What a Police Funeral Taught Me About This Business

June 01, 2026

Growing up in Bridgeport, some of my earliest lessons about service and community didn't come from a classroom. They came from the Hotsinpiller family.

Pam Hotsinpiller is one of my mom's closest friends. Her husband Jim was a Lieutenant with the Bridgeport Police Department and a good friend of my dad's. Our families spent a lot of time together, and my brother and I grew up alongside their sons Dustin and Derek. Dustin and I spent countless nights camping, playing soccer and basketball, and doing all the things kids do in a small town. Jim was the kind of person who made an impact without trying to. He led by example, treated people with respect, and had a way of making everyone around him feel like they mattered. Looking back, it's easy to understand why so many people held him in such high regard.

When Jim passed away unexpectedly from a heart attack at fifty, it was hard on everyone who knew him. It was also my first experience at a police officer's funeral. What struck me wasn't just the turnout, though it was significant. It was the sense of brotherhood in that room; the way fellow officers carried themselves, the quiet respect that passed between people who understood something about service that most of us only see from the outside. It gave me a perspective on what wearing a badge actually means that I've never forgotten

Not long after, both Dustin and Derek followed their father into law enforcement. My family's connection to the profession deepened when my sister married Shaun, who served as a Harrison County Deputy before joining the Bridgeport Police Department. Through Shaun I gained a greater appreciation for the daily responsibilities, the challenges that don't make the news, and the sacrifices that quietly accumulate over a career.

Then came February 11, 2011.

Derek had become a United States Deputy Marshal.
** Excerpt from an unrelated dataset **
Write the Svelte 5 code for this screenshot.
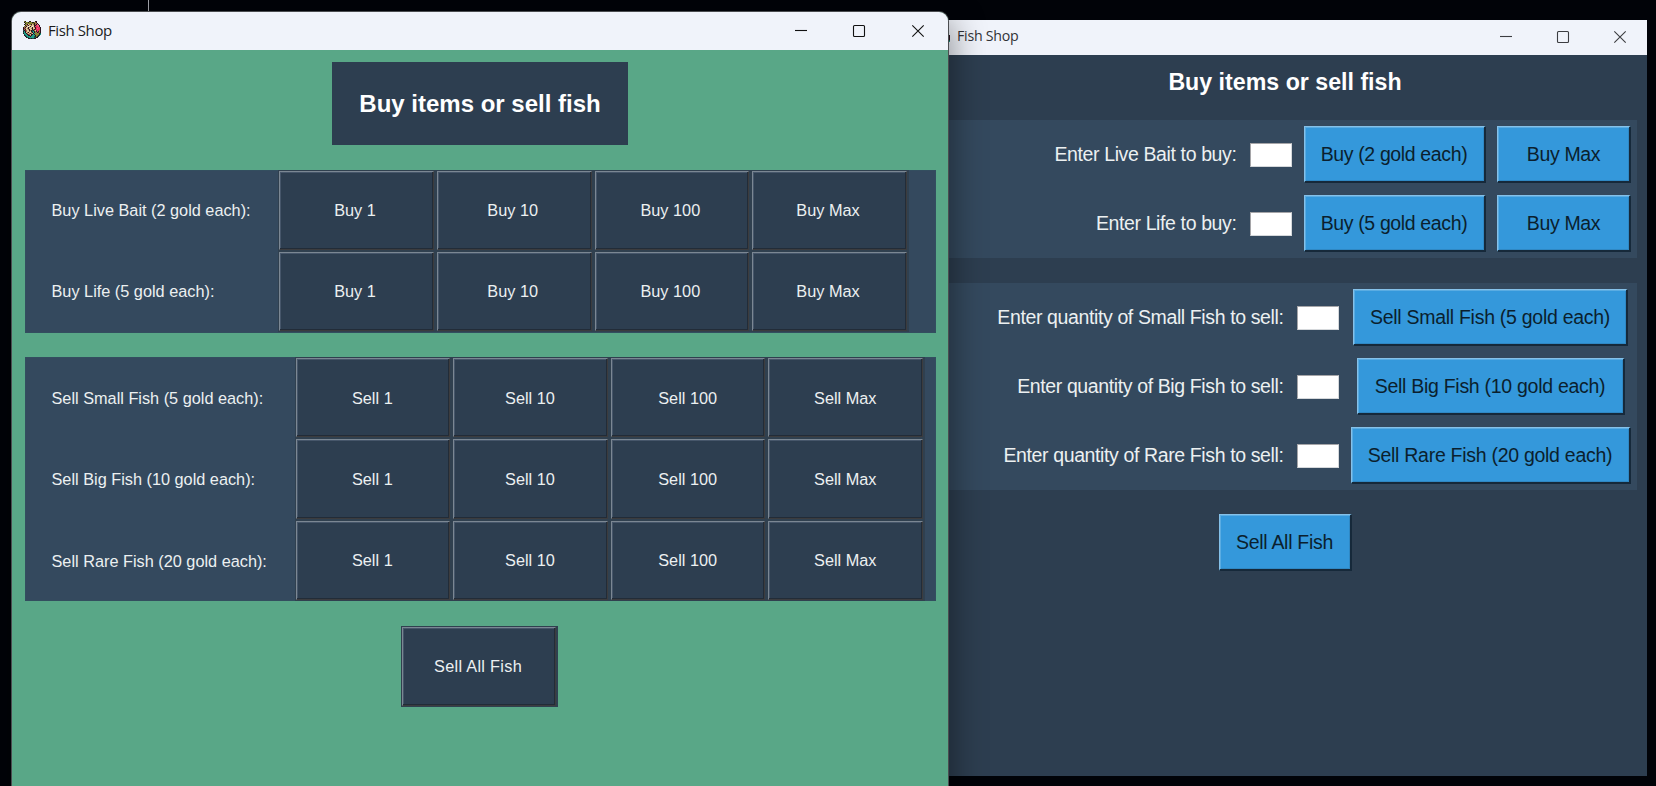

He and his team were serving a warrant in Elkins, West Virginia when I got the call at my office.

"Derek has been shot."

The updates came quickly after that. Life-flighted. Doesn't sound good. And then the call nobody wanted to receive.

He didn't make it.

Bridgeport felt like it stopped that day. I spent three days at the funeral home. I'm not sure I ever made it to the casket. What I remember most is sitting there and periodically making eye contact with Dustin across the room. There wasn't much that needed to be said between us.

The funeral procession stretched farther than I could see, officers from across the country lining the streets in the rain, standing at attention and saluting a fallen brother. It remains the largest procession I've ever witnessed. The Federal Building in downtown Clarksburg now bears Derek's name. Pam and Dustin established scholarship programs honoring both Jim and Derek, and every year the Jim and Derek Hotsinpiller Memorial 5K brings people together to celebrate the values they stood for. When Pam asked me to manage the investment account for the scholarship foundation, I accepted without hesitation. It's a responsibility I carry seriously.

My brother eventually joined the Bridgeport Police Department too, adding another chapter to a family story that has been woven into public service for as long as I can remember.

What Those Experiences Taught Me

Over the years I've watched multiple generations of families answer the call to serve. I've seen the pride that comes with putting on a uniform, and I've seen what it costs. Missed holidays. Late-night callouts. The kind of stress that doesn't clock out when the shift ends. Most people only encounter police officers and firefighters on their worst days. What goes unseen are the thousands of ordinary days where these men and women show up quietly, do their jobs, and put the needs of others ahead of their own.

Those experiences are a big part of why this work means what it does to me. When I sit across from a pension board, I'm not looking at a spreadsheet. I'm thinking about people like Jim, Derek, Dustin, Shaun, my brother, and the families who stood behind all of them. A pension represents decades of night shifts, holidays worked, dangerous situations faced, and promises made. It represents retirement security that was genuinely earned.

The Unique Financial Challenges of Those Who Serve

Police officers and firefighters face financial planning challenges that most people never have to think about. Understanding how those challenges fit together is a big part of serving this community well.

Most officers and firefighters participate in a defined benefit pension plan, which provides a reliable income stream in retirement. But a pension alone rarely tells the complete story. Retirement ages in public safety tend to be earlier than the general workforce, which means benefits need to stretch further and personal savings need to fill gaps that the pension won't cover. Disability is a real consideration in professions with physical demands and elevated risk, and making sure income is protected if a career is cut short matters in ways it simply doesn't for desk jobs.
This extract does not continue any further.